• Essentially it is to be able to ensure that all database transactions can be processed reliably. It sticks to the ACID concept (atomicity, consistency, isolation, durability).

    Below shamessly copy/pasted from wikipedia (http://en.wikipedia.org/wiki/ACID)

    Atomicity

    Atomicity requires that each transaction is "all or nothing": if one part of the transaction fails, the entire transaction fails, and the database state is left unchanged. An atomic system must guarantee atomicity in each and every situation, including power failures, errors, and crashes.

    Consistency

    The consistency property ensures that any transaction will bring the database from one valid state to another. Any data written to the database must be valid according to all defined rules, including but not limited to constraints, cascades, triggers, and any combination thereof.

    Isolation

    The isolation property ensures that the concurrent execution of transactions results in a system state that could have been obtained if transactions are executed serially, i.e. one after the other.
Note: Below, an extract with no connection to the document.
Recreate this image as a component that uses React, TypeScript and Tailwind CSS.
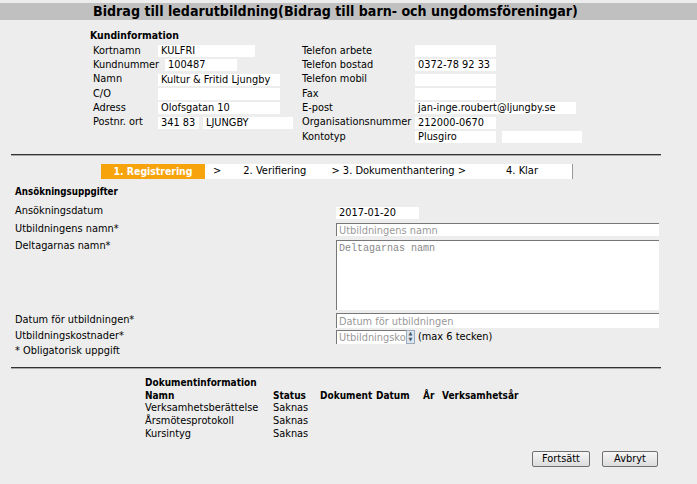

Each transaction has to execute in total isolation i.e. if T1 and T2 are being executed concurrently then both of them should remain unaware of each other's presence

    Durability

    Durability means that once a transaction has been committed, it will remain so, even in the event of power loss, crashes, or errors. In a relational database, for instance, once a group of SQL statements execute, the results need to be stored permanently (even if the database crashes immediately thereafter).